### RECORDS SUPPLIED
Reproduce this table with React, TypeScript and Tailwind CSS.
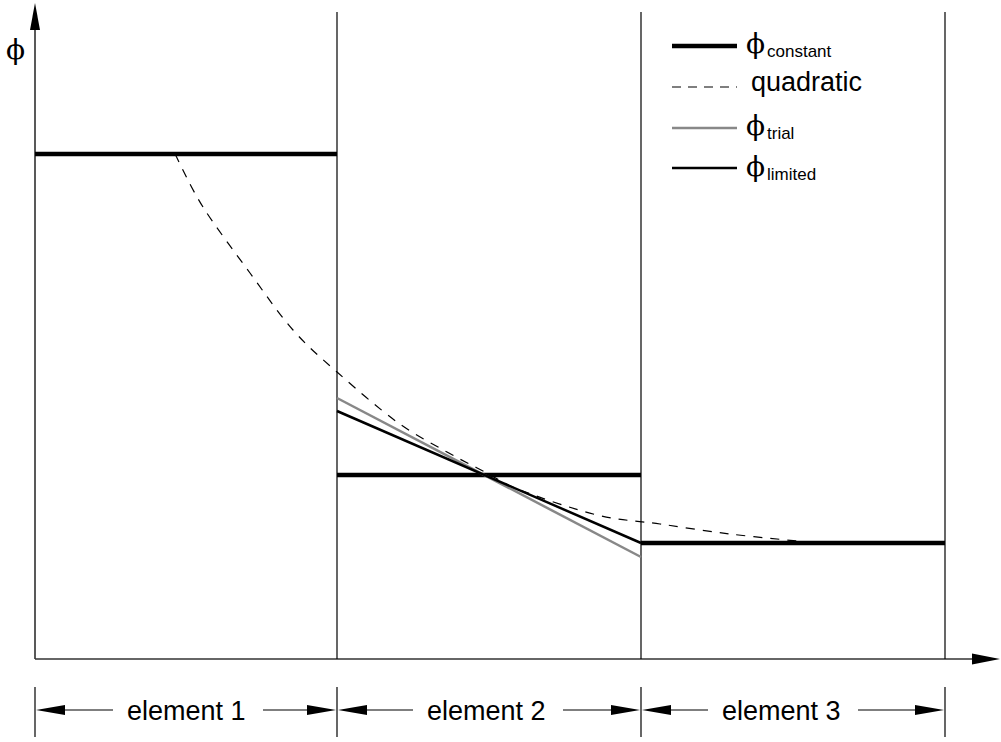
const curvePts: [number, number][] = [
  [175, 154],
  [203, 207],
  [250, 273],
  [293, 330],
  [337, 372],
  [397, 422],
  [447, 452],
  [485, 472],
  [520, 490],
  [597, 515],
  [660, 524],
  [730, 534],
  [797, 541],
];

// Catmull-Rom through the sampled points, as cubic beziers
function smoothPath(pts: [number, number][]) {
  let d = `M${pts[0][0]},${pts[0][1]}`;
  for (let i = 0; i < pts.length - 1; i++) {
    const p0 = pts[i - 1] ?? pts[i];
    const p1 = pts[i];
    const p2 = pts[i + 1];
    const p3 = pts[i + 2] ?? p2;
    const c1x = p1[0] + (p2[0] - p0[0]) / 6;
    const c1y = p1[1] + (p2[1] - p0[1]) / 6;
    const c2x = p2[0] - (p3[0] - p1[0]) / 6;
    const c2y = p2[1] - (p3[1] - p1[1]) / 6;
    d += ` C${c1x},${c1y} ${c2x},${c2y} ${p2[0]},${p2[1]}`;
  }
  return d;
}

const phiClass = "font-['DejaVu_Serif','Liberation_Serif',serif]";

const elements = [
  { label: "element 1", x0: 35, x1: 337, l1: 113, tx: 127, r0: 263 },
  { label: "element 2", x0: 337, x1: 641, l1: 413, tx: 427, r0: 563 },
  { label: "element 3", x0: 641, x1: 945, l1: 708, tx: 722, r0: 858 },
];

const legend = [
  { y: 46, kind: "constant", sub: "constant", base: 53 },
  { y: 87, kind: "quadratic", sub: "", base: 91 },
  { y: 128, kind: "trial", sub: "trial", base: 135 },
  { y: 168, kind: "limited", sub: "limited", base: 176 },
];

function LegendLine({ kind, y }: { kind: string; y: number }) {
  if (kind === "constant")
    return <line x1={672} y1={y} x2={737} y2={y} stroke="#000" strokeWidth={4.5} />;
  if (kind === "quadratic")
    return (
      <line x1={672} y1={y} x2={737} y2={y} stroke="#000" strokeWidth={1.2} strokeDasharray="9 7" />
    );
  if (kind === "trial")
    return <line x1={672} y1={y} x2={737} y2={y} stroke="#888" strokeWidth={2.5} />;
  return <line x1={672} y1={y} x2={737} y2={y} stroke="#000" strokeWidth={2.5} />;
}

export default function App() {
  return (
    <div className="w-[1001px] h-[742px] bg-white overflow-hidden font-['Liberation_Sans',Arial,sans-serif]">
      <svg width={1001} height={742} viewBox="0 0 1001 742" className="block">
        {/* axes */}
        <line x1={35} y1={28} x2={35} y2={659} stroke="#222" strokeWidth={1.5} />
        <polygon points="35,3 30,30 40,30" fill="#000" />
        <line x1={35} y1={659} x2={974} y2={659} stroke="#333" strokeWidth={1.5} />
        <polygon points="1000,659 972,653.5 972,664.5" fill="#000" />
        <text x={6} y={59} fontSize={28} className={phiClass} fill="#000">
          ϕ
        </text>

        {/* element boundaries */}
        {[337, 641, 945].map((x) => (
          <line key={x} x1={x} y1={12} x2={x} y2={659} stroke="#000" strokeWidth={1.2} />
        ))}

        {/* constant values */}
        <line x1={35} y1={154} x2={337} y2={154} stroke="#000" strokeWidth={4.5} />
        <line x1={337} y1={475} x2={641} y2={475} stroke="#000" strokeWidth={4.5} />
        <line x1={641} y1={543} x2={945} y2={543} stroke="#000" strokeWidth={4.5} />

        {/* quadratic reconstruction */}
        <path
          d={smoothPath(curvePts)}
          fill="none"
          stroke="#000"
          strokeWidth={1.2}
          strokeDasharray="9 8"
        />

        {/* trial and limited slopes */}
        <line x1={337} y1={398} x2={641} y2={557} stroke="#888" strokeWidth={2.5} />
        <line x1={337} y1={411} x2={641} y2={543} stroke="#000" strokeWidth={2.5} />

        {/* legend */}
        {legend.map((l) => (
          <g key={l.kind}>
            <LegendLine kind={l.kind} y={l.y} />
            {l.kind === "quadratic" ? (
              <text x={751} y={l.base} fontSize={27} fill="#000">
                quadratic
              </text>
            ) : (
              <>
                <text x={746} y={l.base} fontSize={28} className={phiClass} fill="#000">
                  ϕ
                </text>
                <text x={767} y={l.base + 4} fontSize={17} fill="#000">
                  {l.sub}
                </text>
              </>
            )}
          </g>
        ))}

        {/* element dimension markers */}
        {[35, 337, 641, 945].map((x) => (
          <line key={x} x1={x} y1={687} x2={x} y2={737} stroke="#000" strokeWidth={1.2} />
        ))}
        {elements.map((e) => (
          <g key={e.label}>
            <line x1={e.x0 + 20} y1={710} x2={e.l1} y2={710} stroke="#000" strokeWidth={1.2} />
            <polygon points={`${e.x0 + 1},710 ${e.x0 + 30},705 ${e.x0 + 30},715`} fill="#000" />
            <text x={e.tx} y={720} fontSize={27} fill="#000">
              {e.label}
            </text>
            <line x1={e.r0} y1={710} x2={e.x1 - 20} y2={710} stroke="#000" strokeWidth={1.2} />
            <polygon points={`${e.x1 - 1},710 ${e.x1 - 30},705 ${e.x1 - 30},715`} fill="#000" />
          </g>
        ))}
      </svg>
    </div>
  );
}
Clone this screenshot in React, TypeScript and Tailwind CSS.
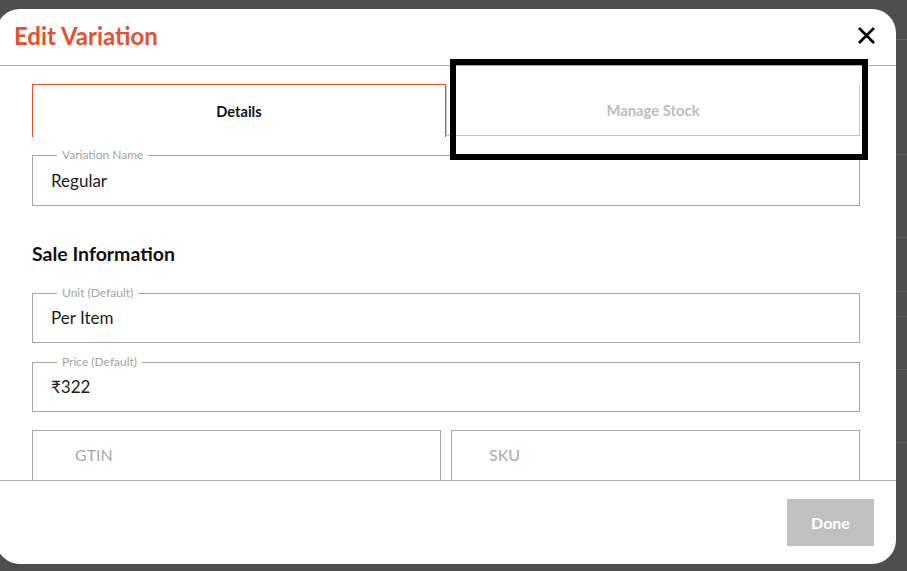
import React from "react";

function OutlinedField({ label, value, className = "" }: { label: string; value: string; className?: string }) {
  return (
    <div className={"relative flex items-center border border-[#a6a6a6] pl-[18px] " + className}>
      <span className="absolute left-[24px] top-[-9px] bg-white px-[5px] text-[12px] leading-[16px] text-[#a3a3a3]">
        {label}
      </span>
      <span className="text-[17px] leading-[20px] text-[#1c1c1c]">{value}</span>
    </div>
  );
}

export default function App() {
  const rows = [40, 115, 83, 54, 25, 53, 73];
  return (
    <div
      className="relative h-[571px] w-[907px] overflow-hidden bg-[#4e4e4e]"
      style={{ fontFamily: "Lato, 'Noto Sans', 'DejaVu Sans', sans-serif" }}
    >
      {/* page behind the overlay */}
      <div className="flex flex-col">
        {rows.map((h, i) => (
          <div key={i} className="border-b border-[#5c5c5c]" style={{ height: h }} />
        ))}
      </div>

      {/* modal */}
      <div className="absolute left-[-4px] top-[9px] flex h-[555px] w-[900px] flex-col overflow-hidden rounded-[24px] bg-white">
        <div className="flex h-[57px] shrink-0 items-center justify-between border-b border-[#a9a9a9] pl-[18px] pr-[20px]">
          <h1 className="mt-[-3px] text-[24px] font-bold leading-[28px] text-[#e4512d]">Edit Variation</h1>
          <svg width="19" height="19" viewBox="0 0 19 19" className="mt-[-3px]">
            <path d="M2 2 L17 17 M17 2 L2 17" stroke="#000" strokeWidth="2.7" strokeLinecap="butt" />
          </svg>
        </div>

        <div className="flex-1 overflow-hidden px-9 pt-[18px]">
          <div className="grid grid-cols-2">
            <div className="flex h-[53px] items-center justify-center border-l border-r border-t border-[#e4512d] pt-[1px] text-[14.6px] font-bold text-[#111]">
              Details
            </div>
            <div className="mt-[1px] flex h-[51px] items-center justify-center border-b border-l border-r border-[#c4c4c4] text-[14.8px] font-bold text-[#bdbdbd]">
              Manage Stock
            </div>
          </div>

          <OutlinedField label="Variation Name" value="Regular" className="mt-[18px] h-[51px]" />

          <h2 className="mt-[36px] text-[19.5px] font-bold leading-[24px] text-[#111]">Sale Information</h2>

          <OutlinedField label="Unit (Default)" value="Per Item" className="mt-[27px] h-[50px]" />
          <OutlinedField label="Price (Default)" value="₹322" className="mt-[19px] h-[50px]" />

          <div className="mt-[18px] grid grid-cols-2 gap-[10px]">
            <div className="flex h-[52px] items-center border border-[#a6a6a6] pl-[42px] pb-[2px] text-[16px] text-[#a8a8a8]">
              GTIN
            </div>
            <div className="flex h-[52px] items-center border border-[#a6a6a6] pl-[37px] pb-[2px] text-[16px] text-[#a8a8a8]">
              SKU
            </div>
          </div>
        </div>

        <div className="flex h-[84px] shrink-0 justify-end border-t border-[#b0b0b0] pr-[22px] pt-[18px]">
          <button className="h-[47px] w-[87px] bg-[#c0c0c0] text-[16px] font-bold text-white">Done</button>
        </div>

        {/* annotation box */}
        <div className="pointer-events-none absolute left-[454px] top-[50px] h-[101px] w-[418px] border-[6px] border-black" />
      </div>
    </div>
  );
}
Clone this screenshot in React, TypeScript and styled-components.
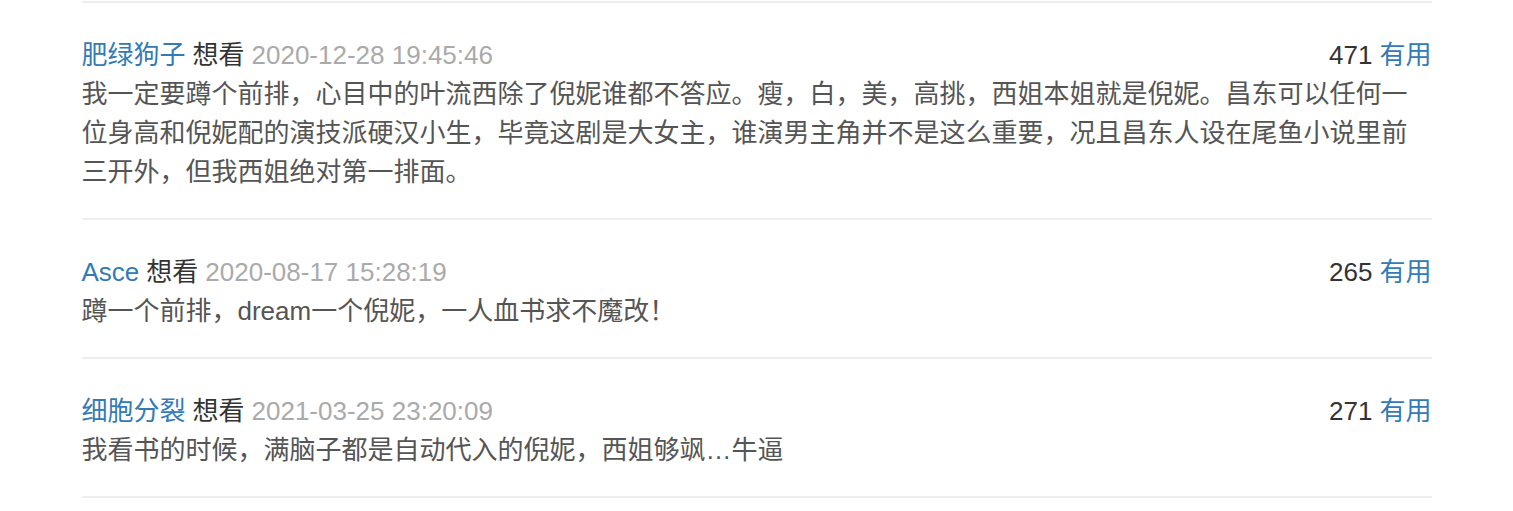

### WHAT IS BEING ASKED
Only lines with the string "TypeScript" belong in your answer; copy each one.

### EXERCISE RESPONSE
Reproduce this table with React, TypeScript and Tailwind CSS.
Clone this screenshot in React, TypeScript and Tailwind CSS.
Clone this screenshot in React, TypeScript and styled-components.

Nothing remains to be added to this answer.